Directions for this task:
Report each line of the data that includes the word "index".

Stored data:
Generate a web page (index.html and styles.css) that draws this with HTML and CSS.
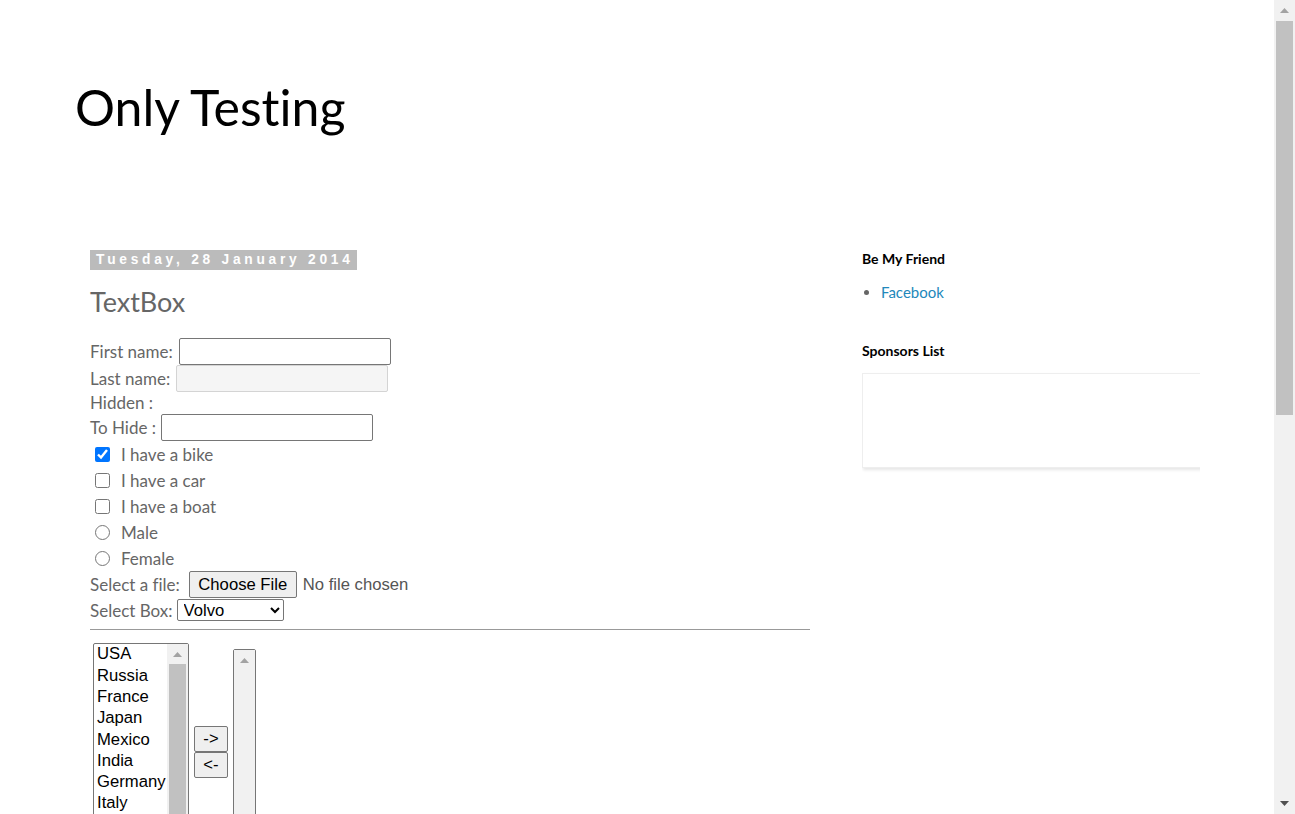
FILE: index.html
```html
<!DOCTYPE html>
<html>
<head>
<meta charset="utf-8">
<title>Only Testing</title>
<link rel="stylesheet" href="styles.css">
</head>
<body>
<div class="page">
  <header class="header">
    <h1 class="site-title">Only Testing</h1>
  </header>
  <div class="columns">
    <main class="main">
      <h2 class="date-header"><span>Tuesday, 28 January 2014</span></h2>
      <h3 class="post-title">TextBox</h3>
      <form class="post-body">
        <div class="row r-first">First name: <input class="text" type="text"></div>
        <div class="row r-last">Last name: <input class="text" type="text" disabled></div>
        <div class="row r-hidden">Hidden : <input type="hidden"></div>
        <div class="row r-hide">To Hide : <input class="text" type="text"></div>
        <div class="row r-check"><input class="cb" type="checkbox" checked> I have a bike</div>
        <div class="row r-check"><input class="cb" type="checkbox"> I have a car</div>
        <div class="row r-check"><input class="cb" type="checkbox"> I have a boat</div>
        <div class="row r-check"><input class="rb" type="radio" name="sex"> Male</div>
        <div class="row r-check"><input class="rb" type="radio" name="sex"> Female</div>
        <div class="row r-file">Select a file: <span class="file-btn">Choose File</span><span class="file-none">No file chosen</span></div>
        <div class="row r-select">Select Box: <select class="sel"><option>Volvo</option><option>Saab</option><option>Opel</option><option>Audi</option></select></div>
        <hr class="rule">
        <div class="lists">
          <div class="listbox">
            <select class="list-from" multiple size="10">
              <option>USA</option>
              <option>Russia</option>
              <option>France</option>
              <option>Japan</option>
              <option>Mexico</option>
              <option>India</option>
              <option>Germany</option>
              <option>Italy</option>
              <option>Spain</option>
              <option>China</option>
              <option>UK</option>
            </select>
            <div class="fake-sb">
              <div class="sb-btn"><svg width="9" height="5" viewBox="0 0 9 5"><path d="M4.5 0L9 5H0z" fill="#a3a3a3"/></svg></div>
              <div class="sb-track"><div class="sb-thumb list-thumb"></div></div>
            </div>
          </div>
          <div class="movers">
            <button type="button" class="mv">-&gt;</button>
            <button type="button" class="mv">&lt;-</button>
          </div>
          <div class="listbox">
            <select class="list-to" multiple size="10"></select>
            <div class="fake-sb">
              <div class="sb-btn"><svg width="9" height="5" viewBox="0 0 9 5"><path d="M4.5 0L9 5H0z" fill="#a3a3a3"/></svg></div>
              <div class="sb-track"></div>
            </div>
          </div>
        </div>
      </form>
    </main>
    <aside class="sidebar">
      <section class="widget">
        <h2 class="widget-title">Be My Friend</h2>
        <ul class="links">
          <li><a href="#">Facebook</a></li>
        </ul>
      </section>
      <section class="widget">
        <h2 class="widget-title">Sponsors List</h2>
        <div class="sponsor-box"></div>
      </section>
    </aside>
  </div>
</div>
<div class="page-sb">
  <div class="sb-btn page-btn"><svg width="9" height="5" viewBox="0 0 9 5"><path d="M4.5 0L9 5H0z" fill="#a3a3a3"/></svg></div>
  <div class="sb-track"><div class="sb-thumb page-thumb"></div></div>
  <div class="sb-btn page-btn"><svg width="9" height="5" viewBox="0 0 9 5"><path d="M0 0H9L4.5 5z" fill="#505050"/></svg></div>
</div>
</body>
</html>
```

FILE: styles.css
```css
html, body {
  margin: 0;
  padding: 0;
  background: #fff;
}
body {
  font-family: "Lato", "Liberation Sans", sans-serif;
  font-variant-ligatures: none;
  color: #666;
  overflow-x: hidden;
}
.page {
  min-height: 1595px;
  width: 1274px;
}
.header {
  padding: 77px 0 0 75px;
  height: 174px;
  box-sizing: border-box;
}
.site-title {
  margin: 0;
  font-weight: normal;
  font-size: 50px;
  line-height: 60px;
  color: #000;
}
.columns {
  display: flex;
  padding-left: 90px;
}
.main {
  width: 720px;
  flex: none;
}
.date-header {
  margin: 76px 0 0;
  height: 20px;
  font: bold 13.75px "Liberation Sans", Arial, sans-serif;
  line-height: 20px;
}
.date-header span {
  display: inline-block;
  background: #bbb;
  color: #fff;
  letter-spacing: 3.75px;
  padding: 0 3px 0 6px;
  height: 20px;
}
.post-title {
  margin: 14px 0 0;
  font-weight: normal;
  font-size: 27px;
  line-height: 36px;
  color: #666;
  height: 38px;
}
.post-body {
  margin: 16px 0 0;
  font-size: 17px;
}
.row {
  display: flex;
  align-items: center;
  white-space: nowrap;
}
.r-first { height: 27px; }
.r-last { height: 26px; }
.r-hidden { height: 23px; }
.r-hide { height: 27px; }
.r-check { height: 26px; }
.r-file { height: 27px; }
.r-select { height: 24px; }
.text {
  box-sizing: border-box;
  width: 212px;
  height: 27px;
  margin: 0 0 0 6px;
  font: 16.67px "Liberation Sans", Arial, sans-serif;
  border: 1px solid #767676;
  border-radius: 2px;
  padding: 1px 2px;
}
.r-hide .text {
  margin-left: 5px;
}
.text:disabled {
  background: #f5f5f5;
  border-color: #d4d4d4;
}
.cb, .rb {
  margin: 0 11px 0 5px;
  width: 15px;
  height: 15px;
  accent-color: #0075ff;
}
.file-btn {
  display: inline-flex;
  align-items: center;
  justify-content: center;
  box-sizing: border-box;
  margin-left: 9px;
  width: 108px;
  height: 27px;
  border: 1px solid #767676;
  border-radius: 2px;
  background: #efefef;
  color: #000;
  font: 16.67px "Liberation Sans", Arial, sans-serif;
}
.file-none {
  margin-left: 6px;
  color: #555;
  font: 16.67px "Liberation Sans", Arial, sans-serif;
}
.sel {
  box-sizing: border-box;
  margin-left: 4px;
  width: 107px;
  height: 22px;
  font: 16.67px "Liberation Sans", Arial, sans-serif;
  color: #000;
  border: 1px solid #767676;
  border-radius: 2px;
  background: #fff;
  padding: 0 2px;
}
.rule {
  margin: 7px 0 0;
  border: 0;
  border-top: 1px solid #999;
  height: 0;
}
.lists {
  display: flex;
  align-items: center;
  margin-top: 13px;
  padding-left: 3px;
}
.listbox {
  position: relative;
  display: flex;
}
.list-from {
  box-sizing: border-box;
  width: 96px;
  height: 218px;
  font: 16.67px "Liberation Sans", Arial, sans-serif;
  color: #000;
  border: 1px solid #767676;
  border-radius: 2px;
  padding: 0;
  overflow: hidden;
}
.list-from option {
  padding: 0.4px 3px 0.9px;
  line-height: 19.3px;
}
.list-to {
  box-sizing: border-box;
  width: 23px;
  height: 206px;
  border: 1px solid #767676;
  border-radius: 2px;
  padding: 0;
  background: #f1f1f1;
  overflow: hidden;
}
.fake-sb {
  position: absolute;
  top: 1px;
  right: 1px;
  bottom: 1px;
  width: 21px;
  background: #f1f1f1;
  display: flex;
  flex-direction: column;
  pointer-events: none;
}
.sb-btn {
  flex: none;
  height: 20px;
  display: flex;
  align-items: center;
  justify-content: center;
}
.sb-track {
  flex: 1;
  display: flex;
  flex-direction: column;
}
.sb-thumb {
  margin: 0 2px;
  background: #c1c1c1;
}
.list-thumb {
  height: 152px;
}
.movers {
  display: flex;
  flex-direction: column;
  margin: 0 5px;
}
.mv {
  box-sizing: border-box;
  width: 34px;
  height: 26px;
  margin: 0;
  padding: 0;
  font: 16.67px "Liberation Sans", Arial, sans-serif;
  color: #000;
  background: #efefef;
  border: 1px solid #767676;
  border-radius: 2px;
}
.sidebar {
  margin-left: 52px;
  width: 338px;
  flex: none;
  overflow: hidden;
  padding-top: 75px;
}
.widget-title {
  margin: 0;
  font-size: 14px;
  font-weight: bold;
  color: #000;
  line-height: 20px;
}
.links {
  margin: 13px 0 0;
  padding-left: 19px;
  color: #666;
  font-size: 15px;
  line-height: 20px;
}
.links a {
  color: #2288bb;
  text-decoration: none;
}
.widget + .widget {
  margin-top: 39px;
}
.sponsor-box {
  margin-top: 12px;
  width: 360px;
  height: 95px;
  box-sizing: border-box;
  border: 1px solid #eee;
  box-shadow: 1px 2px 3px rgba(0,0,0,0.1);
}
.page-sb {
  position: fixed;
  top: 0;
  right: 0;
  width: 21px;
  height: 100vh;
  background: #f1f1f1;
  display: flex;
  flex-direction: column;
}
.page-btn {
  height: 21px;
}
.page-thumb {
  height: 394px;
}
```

Finished answer:
Generate a web page (index.html and styles.css) that draws this with HTML and CSS.
FILE: index.html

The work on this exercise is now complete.